### Recorded information

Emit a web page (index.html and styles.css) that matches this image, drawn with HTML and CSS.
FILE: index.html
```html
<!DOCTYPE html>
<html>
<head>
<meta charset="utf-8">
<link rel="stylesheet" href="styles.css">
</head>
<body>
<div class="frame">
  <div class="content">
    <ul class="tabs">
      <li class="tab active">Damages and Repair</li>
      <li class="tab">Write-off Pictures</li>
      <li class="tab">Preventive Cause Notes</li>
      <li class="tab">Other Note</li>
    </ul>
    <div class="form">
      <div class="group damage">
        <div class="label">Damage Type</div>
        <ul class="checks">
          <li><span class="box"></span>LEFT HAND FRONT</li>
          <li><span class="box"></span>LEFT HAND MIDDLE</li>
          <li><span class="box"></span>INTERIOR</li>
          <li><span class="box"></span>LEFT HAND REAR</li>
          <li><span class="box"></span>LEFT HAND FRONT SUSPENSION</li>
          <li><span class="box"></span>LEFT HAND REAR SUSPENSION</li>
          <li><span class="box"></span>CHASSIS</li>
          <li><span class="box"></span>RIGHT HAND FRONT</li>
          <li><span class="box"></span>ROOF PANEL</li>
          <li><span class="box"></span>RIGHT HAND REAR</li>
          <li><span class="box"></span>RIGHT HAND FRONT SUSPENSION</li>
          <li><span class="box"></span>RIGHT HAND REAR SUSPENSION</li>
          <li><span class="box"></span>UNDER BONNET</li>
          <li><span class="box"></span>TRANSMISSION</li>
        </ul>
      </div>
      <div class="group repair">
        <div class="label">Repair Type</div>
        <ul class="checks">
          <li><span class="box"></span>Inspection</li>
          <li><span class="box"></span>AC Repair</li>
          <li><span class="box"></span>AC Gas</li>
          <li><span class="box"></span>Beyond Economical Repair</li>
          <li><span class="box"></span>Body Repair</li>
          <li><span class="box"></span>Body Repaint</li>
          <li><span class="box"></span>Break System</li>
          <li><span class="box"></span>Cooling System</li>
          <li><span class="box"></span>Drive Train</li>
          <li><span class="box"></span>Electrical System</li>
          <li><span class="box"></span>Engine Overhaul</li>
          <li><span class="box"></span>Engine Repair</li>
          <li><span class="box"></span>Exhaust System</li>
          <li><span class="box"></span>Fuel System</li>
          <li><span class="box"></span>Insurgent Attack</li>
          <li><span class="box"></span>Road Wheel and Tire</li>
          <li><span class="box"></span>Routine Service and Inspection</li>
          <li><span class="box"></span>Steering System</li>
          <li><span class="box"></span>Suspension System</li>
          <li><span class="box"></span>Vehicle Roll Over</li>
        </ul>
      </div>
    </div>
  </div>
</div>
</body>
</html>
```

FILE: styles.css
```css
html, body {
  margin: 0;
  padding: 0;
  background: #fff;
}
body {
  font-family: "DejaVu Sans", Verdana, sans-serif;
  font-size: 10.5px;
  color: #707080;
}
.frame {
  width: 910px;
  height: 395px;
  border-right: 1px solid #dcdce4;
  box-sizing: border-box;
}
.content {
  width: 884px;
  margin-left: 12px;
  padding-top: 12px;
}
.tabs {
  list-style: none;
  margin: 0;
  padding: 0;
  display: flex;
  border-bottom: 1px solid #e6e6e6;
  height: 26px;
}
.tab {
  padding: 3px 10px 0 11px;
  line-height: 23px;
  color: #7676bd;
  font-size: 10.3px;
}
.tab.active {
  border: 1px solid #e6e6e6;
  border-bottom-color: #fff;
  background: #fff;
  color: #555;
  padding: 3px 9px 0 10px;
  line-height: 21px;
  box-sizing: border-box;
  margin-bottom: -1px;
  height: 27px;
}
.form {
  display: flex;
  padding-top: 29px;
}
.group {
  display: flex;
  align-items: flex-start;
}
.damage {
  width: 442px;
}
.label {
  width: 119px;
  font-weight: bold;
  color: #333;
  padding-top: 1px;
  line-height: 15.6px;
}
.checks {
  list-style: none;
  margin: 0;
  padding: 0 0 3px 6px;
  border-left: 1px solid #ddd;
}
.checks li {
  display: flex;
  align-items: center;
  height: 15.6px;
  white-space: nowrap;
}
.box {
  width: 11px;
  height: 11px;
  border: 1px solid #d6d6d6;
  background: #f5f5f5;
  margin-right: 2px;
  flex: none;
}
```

######

(Task requirements)
Return the listing above in its exact form.

(Exercise answer)
Emit a web page (index.html and styles.css) that matches this image, drawn with HTML and CSS.
FILE: index.html
```html
<!DOCTYPE html>
<html>
<head>
<meta charset="utf-8">
<link rel="stylesheet" href="styles.css">
</head>
<body>
<div class="frame">
  <div class="content">
    <ul class="tabs">
      <li class="tab active">Damages and Repair</li>
      <li class="tab">Write-off Pictures</li>
      <li class="tab">Preventive Cause Notes</li>
      <li class="tab">Other Note</li>
    </ul>
    <div class="form">
      <div class="group damage">
        <div class="label">Damage Type</div>
        <ul class="checks">
          <li><span class="box"></span>LEFT HAND FRONT</li>
          <li><span class="box"></span>LEFT HAND MIDDLE</li>
          <li><span class="box"></span>INTERIOR</li>
          <li><span class="box"></span>LEFT HAND REAR</li>
          <li><span class="box"></span>LEFT HAND FRONT SUSPENSION</li>
          <li><span class="box"></span>LEFT HAND REAR SUSPENSION</li>
          <li><span class="box"></span>CHASSIS</li>
          <li><span class="box"></span>RIGHT HAND FRONT</li>
          <li><span class="box"></span>ROOF PANEL</li>
          <li><span class="box"></span>RIGHT HAND REAR</li>
          <li><span class="box"></span>RIGHT HAND FRONT SUSPENSION</li>
          <li><span class="box"></span>RIGHT HAND REAR SUSPENSION</li>
          <li><span class="box"></span>UNDER BONNET</li>
          <li><span class="box"></span>TRANSMISSION</li>
        </ul>
      </div>
      <div class="group repair">
        <div class="label">Repair Type</div>
        <ul class="checks">
          <li><span class="box"></span>Inspection</li>
          <li><span class="box"></span>AC Repair</li>
          <li><span class="box"></span>AC Gas</li>
          <li><span class="box"></span>Beyond Economical Repair</li>
          <li><span class="box"></span>Body Repair</li>
          <li><span class="box"></span>Body Repaint</li>
          <li><span class="box"></span>Break System</li>
          <li><span class="box"></span>Cooling System</li>
          <li><span class="box"></span>Drive Train</li>
          <li><span class="box"></span>Electrical System</li>
          <li><span class="box"></span>Engine Overhaul</li>
          <li><span class="box"></span>Engine Repair</li>
          <li><span class="box"></span>Exhaust System</li>
          <li><span class="box"></span>Fuel System</li>
          <li><span class="box"></span>Insurgent Attack</li>
          <li><span class="box"></span>Road Wheel and Tire</li>
          <li><span class="box"></span>Routine Service and Inspection</li>
          <li><span class="box"></span>Steering System</li>
          <li><span class="box"></span>Suspension System</li>
          <li><span class="box"></span>Vehicle Roll Over</li>
        </ul>
      </div>
    </div>
  </div>
</div>
</body>
</html>
```

FILE: styles.css
```css
html, body {
  margin: 0;
  padding: 0;
  background: #fff;
}
body {
  font-family: "DejaVu Sans", Verdana, sans-serif;
  font-size: 10.5px;
  color: #707080;
}
.frame {
  width: 910px;
  height: 395px;
  border-right: 1px solid #dcdce4;
  box-sizing: border-box;
}
.content {
  width: 884px;
  margin-left: 12px;
  padding-top: 12px;
}
.tabs {
  list-style: none;
  margin: 0;
  padding: 0;
  display: flex;
  border-bottom: 1px solid #e6e6e6;
  height: 26px;
}
.tab {
  padding: 3px 10px 0 11px;
  line-height: 23px;
  color: #7676bd;
  font-size: 10.3px;
}
.tab.active {
  border: 1px solid #e6e6e6;
  border-bottom-color: #fff;
  background: #fff;
  color: #555;
  padding: 3px 9px 0 10px;
  line-height: 21px;
  box-sizing: border-box;
  margin-bottom: -1px;
  height: 27px;
}
.form {
  display: flex;
  padding-top: 29px;
}
.group {
  display: flex;
  align-items: flex-start;
}
.damage {
  width: 442px;
}
.label {
  width: 119px;
  font-weight: bold;
  color: #333;
  padding-top: 1px;
  line-height: 15.6px;
}
.checks {
  list-style: none;
  margin: 0;
  padding: 0 0 3px 6px;
  border-left: 1px solid #ddd;
}
.checks li {
  display: flex;
  align-items: center;
  height: 15.6px;
  white-space: nowrap;
}
.box {
  width: 11px;
  height: 11px;
  border: 1px solid #d6d6d6;
  background: #f5f5f5;
  margin-right: 2px;
  flex: none;
}
```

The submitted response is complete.